Written task> Extract word for word the lines of the listing from its start to the line holding "outline: none;", both ends kept; pictures are not part of the copy.

Given data>
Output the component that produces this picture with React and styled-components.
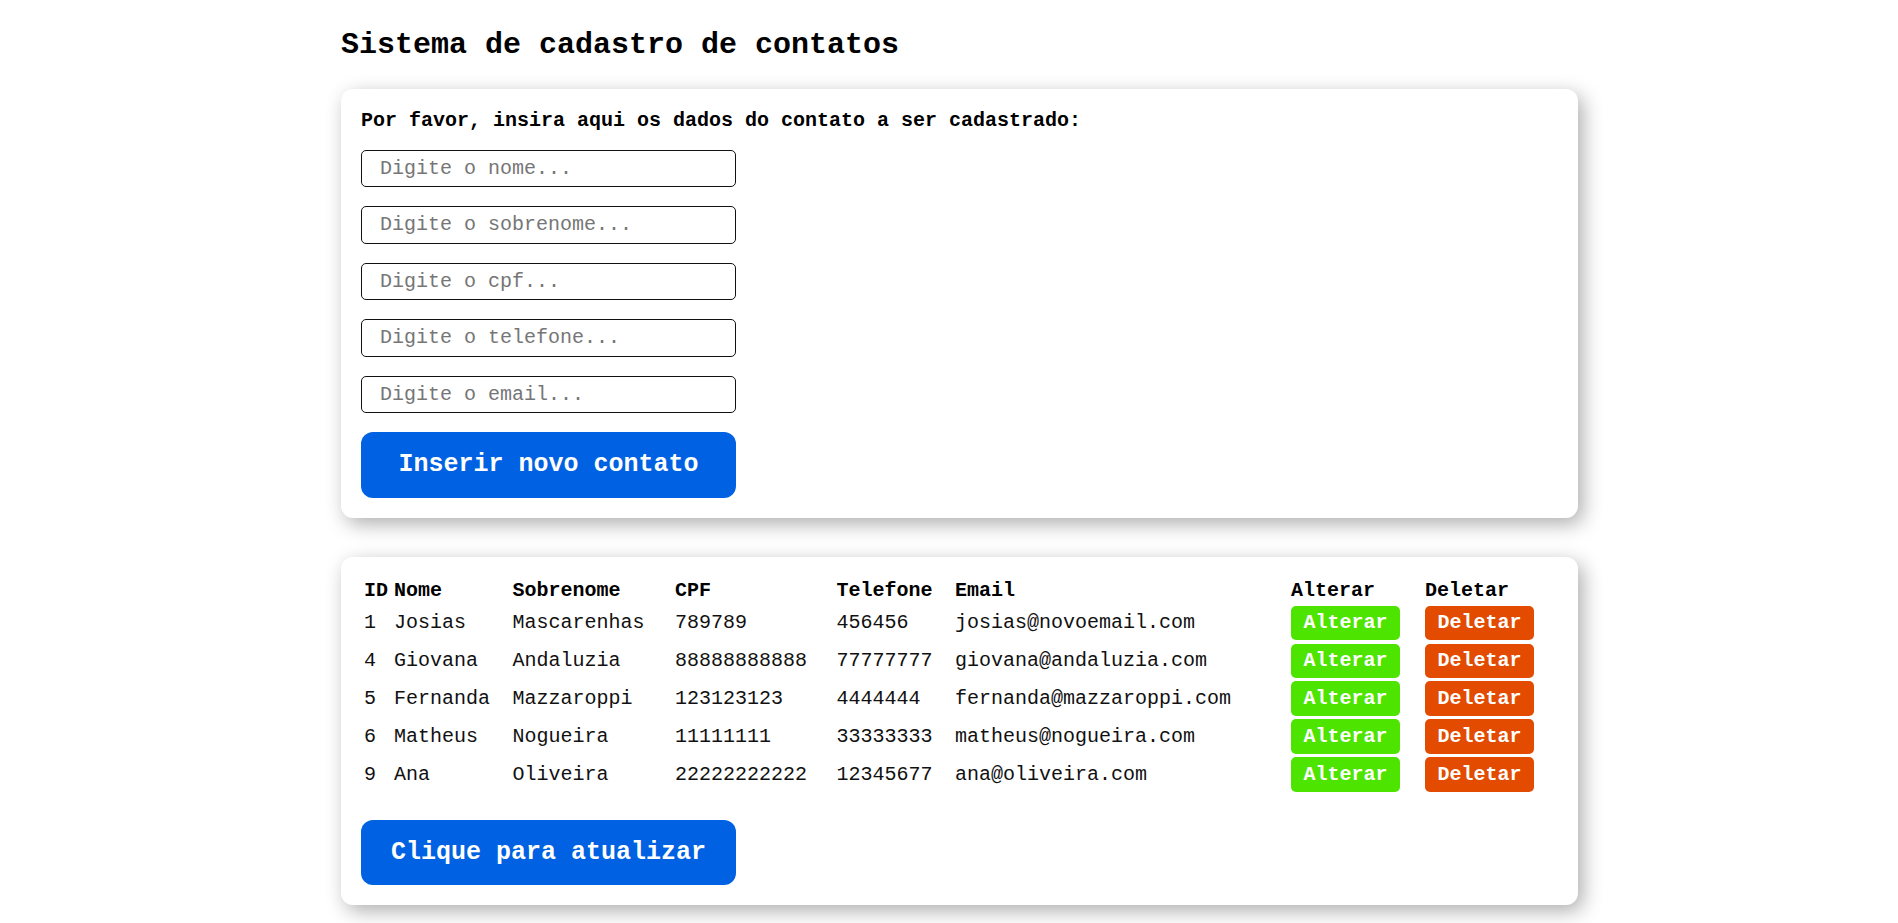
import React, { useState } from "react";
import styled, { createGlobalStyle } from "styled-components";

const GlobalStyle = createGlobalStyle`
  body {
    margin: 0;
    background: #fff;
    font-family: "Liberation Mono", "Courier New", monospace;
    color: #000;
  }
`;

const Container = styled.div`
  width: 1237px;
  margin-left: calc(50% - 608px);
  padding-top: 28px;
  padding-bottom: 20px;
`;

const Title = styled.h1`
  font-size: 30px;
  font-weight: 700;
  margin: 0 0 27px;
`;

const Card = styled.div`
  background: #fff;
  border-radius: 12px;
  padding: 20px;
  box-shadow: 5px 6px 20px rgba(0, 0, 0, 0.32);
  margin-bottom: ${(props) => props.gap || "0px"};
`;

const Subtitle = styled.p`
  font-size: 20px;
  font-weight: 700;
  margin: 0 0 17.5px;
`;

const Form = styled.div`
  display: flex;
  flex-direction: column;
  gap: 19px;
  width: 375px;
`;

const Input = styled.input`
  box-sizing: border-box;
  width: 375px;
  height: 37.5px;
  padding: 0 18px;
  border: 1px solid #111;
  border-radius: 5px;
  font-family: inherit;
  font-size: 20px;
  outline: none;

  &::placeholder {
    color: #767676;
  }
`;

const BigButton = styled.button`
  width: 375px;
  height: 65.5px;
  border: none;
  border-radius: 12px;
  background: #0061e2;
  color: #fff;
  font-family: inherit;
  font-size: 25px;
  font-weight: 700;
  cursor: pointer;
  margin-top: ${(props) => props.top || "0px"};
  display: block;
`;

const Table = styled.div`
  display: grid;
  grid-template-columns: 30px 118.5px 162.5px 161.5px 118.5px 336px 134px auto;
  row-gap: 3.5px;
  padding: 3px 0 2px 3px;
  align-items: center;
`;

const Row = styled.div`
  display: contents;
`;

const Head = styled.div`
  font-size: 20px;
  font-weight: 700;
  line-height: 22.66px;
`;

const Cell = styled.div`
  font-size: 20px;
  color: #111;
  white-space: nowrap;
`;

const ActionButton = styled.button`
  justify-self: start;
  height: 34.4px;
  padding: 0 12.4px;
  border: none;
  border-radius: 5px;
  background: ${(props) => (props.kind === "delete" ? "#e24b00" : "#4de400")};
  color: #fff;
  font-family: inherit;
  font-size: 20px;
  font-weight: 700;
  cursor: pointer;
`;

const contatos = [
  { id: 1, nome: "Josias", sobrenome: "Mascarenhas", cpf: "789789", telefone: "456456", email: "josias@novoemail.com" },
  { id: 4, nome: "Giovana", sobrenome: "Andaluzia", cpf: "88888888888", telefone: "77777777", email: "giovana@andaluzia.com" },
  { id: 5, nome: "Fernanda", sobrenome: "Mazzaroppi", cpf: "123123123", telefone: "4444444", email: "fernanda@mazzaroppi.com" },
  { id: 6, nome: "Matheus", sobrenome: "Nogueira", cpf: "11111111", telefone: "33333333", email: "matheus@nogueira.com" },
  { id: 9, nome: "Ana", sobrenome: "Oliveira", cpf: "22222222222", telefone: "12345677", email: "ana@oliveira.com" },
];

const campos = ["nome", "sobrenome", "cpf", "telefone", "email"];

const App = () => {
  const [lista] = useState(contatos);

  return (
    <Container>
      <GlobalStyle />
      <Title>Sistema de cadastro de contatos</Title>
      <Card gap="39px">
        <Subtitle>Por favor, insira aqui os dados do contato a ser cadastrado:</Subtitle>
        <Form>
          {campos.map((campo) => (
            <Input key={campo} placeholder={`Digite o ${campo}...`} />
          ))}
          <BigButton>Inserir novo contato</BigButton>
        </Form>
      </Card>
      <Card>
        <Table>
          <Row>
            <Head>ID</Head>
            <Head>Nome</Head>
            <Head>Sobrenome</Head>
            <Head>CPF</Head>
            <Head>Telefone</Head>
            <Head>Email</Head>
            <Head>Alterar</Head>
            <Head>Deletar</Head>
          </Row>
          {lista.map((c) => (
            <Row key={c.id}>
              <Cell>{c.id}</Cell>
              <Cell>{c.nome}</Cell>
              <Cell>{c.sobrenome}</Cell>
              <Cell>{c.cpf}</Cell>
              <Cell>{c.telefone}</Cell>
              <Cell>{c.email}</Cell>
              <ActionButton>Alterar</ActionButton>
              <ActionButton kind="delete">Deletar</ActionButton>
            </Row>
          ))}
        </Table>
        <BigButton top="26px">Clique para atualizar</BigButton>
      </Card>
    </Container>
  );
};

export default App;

Response for this exercise>
Output the component that produces this picture with React and styled-components.
import React, { useState } from "react";
import styled, { createGlobalStyle } from "styled-components";

const GlobalStyle = createGlobalStyle`
  body {
    margin: 0;
    background: #fff;
    font-family: "Liberation Mono", "Courier New", monospace;
    color: #000;
  }
`;

const Container = styled.div`
  width: 1237px;
  margin-left: calc(50% - 608px);
  padding-top: 28px;
  padding-bottom: 20px;
`;

const Title = styled.h1`
  font-size: 30px;
  font-weight: 700;
  margin: 0 0 27px;
`;

const Card = styled.div`
  background: #fff;
  border-radius: 12px;
  padding: 20px;
  box-shadow: 5px 6px 20px rgba(0, 0, 0, 0.32);
  margin-bottom: ${(props) => props.gap || "0px"};
`;

const Subtitle = styled.p`
  font-size: 20px;
  font-weight: 700;
  margin: 0 0 17.5px;
`;

const Form = styled.div`
  display: flex;
  flex-direction: column;
  gap: 19px;
  width: 375px;
`;

const Input = styled.input`
  box-sizing: border-box;
  width: 375px;
  height: 37.5px;
  padding: 0 18px;
  border: 1px solid #111;
  border-radius: 5px;
  font-family: inherit;
  font-size: 20px;
  outline: none;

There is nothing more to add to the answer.